Thé DCLXXXII
Il a bien profité le petit !
Oui !
Toutes les plantes d’extérieur se préparent à passer l’hiver, lui, bien vert, fait éclater ses bourgeons floraux. C’est décidé, il fêtera Noël dehors ; son pied est solidement ancré dans la terre de bruyère, le rentrer dans la serre — ah, Mon Petit chéri, tu l’aurais donc bâtie, cette serre dont je rêve ? Rêve, rêve, Épouse-Sans-Serre-Mais-Sincère, rêver c’est bon pour la croissance — lui provoquerait un choc thermique funeste.
Fleurit en novembre me souffle une amie passionnée. Novembre, nous y sommes. Petit théier géorgien possède bien les gènes de son papa. Au pire, s’il gelait fort, je le couvrirais d’un épais manteau de feuilles soigneusement remisées pour l’occasion. Au plus heureux, s’il neigeait, je photographierais les belles corolles enfloconnées.
Je l’imagine, dans cinq ans, dépassant d’une tête celle de mon épouse. Une feuille s’en détacherait et tomberait, impériale, dans un bol d’eau chaude qu’opportunément j’aurais laissé tiédir sous sa ramure.
Je m’émerveillerais de la couleur donnée au breuvage et, Samson moderne, sentant repousser ma toison sous les bienfaits de l’infusion, je m’écrirais : “Ma fortune est faite.”
Toutes les abeilles sont présentement au chaud en leurs ruches respectives, c’est dommage. Ni mouche ni papillon ne se pressent à butiner les étamines gorgées de pollen. Restent bien merle et merlette, mais je les vois plus affairés à guetter les vers imprudents qu’à vouloir suppléer les insectes pollinisateurs défaillants.
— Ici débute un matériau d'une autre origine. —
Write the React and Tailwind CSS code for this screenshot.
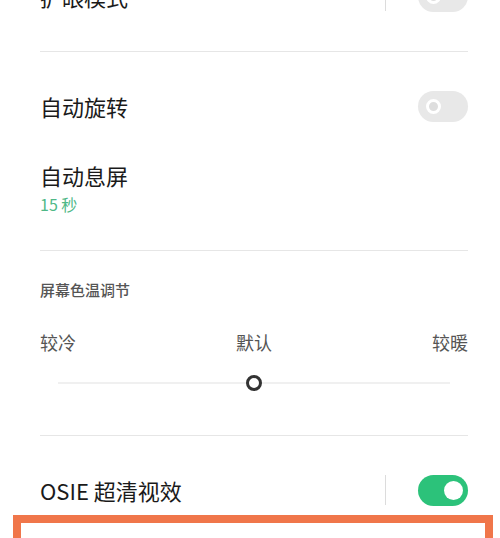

A défaut de vous le donner à boire je vous le prête à voir. Voilà longtemps que je n’avais entretenu personne de ma passion jardinière. Pensiez-vous que j’avais abandonné aux herbes folles le pouvoir sur le jardinet. Nenni, nenni, je compte, ce soir, mes plaies du jour : une longue épine de rosier au creux de la paume droite, une entaille chirurgicale qu’un silex tranchant m’a donnée au pouce me brûle et l’ongle de mon index droit, décidément la droite paie un lourd tribut aux tâches automnales d’entretien, noircit — une lourde pierre l’ayant odieusement percuté lors d’une manœuvre que je savais être périlleuse, mais voilà le prix à payer à qui néglige de porter des gants quand il a la peau tendre —.